Wednesday, February 4, 2015

Kintsugi

I've been thinking on that last post. Then the one on the quality of Japanese kata. Then the one on modern bunkai instructors.

When people do more than a martial art, they may hear often that quote about emptying one's cup before refilling. Like many other Eastern proverbs, it gets taken out of context. If you do, say, ZNKR Seitei iai and a koryu (an old school; in this context, a swordwork one), those two are similar enough that skills will want to cross the barrier, sometimes for the worse. Always? NO! If you get used to the handling of a sword, you can use that sword. And koryu and Seitei use the same design, share some of the moves. You do have to separate the practice of each, understand what each one is trying to tell you. Check.

However, you can get into a practice with some bad habits. Those should be discarded, but I can tell you from personal experience that some are hard to forego. What can you do, then? Do you discard the pot? You can't, not really. The pot is you, and you can't discard yourself.
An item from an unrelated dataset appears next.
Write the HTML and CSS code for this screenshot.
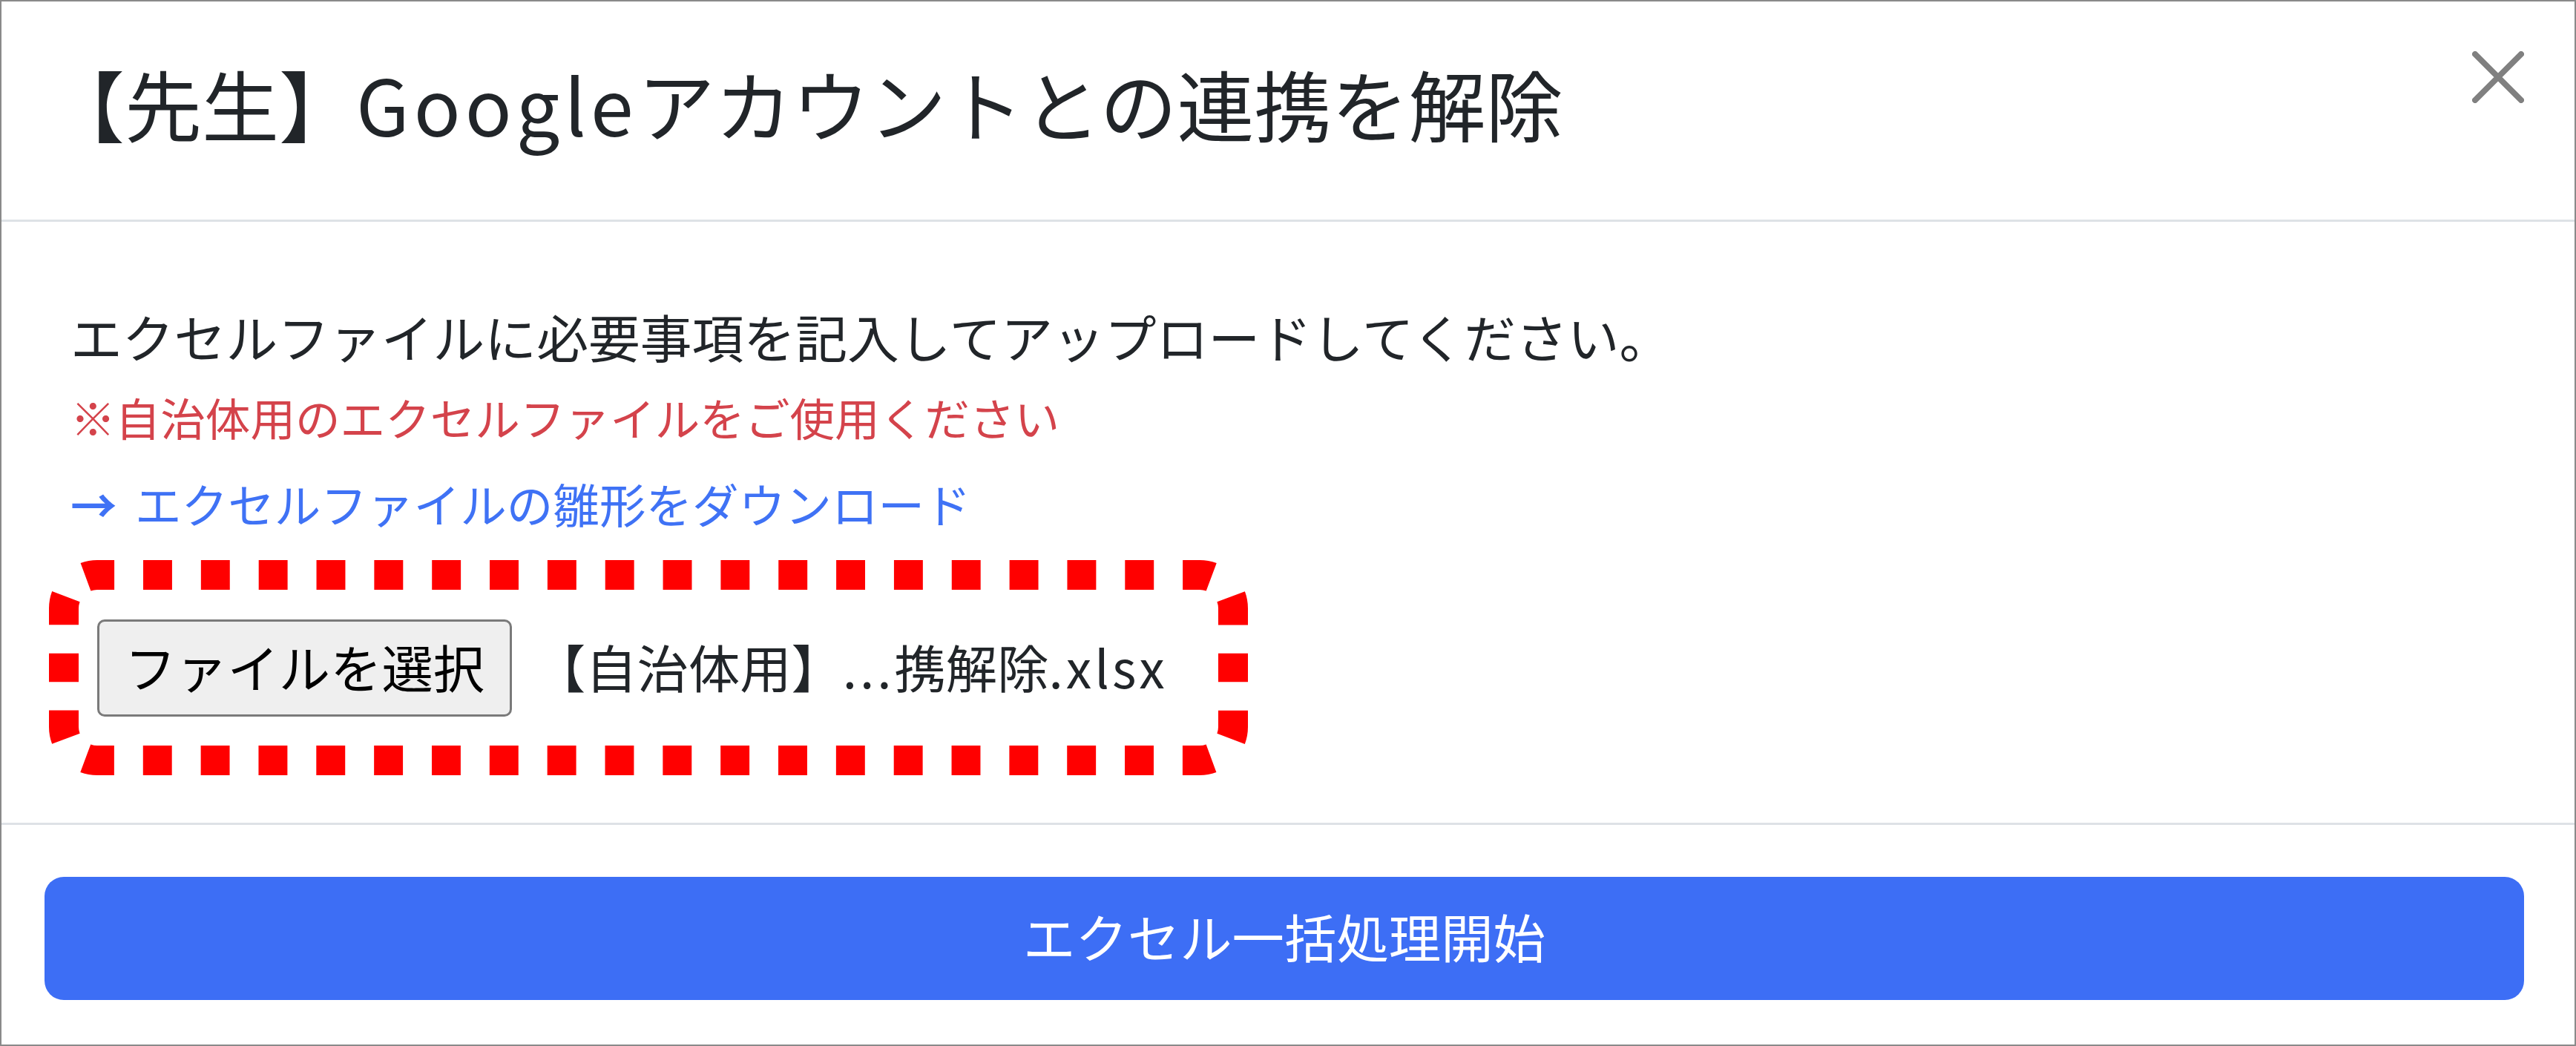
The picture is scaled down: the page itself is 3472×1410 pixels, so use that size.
FILE: index.html
```html
<!DOCTYPE html>
<html lang="ja">
<head>
<meta charset="utf-8">
<title>Googleアカウントとの連携を解除</title>
<link rel="stylesheet" href="styles.css">
</head>
<body>
<div class="modal">
  <header class="modal-header">
    <h1 class="modal-title">【先生】<span class="latin">Google</span>アカウントとの連携を解除</h1>
    <button class="close" type="button" aria-label="閉じる">
      <svg width="70" height="70" viewBox="0 0 70 70"><path d="M4 4 L66 66 M66 4 L4 66" stroke="#808080" stroke-width="8" stroke-linecap="round" fill="none"/></svg>
    </button>
  </header>
  <section class="modal-body">
    <p class="lead">エクセルファイルに必要事項を記入してアップロードしてください。</p>
    <p class="note">※自治体用のエクセルファイルをご使用ください</p>
    <p class="dl"><a class="dl-link" href="#"><span class="arrow">→</span>エクセルファイルの雛形をダウンロード</a></p>
    <div class="file-row">
      <span class="file-btn">ファイルを選択</span>
      <span class="file-name">【自治体用】<span class="latin-s">...</span>携解除<span class="latin-s">.xlsx</span></span>
      <svg class="annot" width="1616" height="290" viewBox="0 0 1616 290">
        <g fill="none" stroke="#ff0000" stroke-width="40">
          <path d="M33.18 33.18 A45 45 0 0 1 65 20 L1551 20 A45 45 0 0 1 1582.82 33.18" stroke-dasharray="38.92 38.92" stroke-dashoffset="58.38"/>
          <path d="M1582.82 33.18 A45 45 0 0 1 1596 65 L1596 225 A45 45 0 0 1 1582.82 256.82" stroke-dasharray="38.45 38.45" stroke-dashoffset="57.68"/>
          <path d="M1582.82 256.82 A45 45 0 0 1 1551 270 L65 270 A45 45 0 0 1 33.18 256.82" stroke-dasharray="38.92 38.92" stroke-dashoffset="58.38"/>
          <path d="M33.18 256.82 A45 45 0 0 1 20 225 L20 65 A45 45 0 0 1 33.18 33.18" stroke-dasharray="38.45 38.45" stroke-dashoffset="57.68"/>
        </g>
      </svg>
    </div>
  </section>
  <footer class="modal-footer">
    <button class="submit" type="button">エクセル一括処理開始</button>
  </footer>
</div>
</body>
</html>
```

FILE: styles.css
```css
html, body {
  margin: 0;
  padding: 0;
  background: #ffffff;
}

body {
  font-family: "Noto Sans CJK JP", "Noto Sans", sans-serif;
  color: #212529;
}

.modal {
  box-sizing: border-box;
  width: 3472px;
  height: 1410px;
  border: 2px solid #8a8a8a;
  display: flex;
  flex-direction: column;
  background: #ffffff;
}

.modal-header {
  box-sizing: border-box;
  height: 297px;
  flex: none;
  border-bottom: 3px solid #dee2e6;
  padding: 59px 68px 0 62px;
  display: flex;
  justify-content: space-between;
  align-items: flex-start;
}

.modal-title {
  margin: 0;
  font-size: 104px;
  font-weight: 400;
  line-height: 156px;
  color: #212529;
}

.latin {
  letter-spacing: 6px;
}

.close {
  margin-top: 8px;
  width: 70px;
  height: 70px;
  padding: 0;
  border: 0;
  background: none;
  display: block;
}

.close svg {
  display: block;
}

.modal-body {
  box-sizing: border-box;
  height: 813px;
  flex: none;
  border-bottom: 3px solid #dee2e6;
  padding: 102px 0 0 93px;
}

.lead {
  margin: 0;
  font-size: 69.8px;
  line-height: 104px;
}

.note {
  margin: 11px 0 0;
  font-size: 60.6px;
  line-height: 91px;
  color: #d4434b;
}

.dl {
  margin: 25px 0 0;
  font-size: 62.6px;
  line-height: 91px;
}

.dl-link {
  color: #3f72f5;
  text-decoration: none;
}

.arrow {
  display: inline-block;
  width: 87px;
  font-weight: 700;
}

.file-row {
  position: relative;
  margin: 112px 0 0 36px;
  display: flex;
  align-items: center;
  width: max-content;
}

.file-btn {
  box-sizing: border-box;
  width: 559px;
  height: 131px;
  border: 3px solid #7a7a7a;
  border-radius: 10px;
  background: #efefef;
  color: #000000;
  font-size: 69.3px;
  display: flex;
  align-items: center;
  justify-content: center;
  padding-bottom: 6px;
}

.file-name {
  margin-left: 30px;
  font-size: 69.3px;
  line-height: 104px;
  padding-bottom: 6px;
  color: #212529;
}

.latin-s {
  letter-spacing: 4px;
}

.annot {
  position: absolute;
  left: -65px;
  top: -80px;
}

.modal-footer {
  flex: 1;
  padding: 70px 68px 0 58px;
}

.submit {
  display: block;
  width: 100%;
  height: 166px;
  border: 0;
  border-radius: 26px;
  background: #3d6ef5;
  color: #ffffff;
  font-family: "Noto Sans CJK JP", "Noto Sans", sans-serif;
  font-size: 70.4px;
  padding: 0 0 8px;
}
```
If you could, you wouldn't have trouble to start with (and some people can, true). But you try to break the pot, and join it again with a better filling. Then do it again. And again... until the result is better than the beginning. Until, sometimes, the result is better than a gold vase or a pure porcelain one.

This goes for MA as well. I'm trying to understand some things of the Kajukenbo variant of Naihanchi. See what has been lost in transmission, what was added back then, why. I wouldn't even dream of trying this with Kuk Sool forms. I might, some day, just for the fun. But even if the forms had some core, once upon, the way that art teaches them has polluted them way beyond any reasonable cost-benefit ratio. Note that I'm comparing them with Kaju, a MA that doesn't really value its forms.

Can you retrain someone coming from massive college karate classes? Probably. If he comes, he's already making an effort. If he stays, he's probably worth yours (and you have to try anyhow, that's why you're a teacher). Can you retrain someone coming from a strength or an old wise men cult? Yes. Can you train someone who's actually good in another martial art and wants a different POV? Yes.

It's not going to be easy, though. And pretending you start from zero is only going to frustrate both of you. But starting anywhere else means you have to check where he comes from, understand his strengths and weaknesses. In a way, understand at BB level an art you haven't practised yourself.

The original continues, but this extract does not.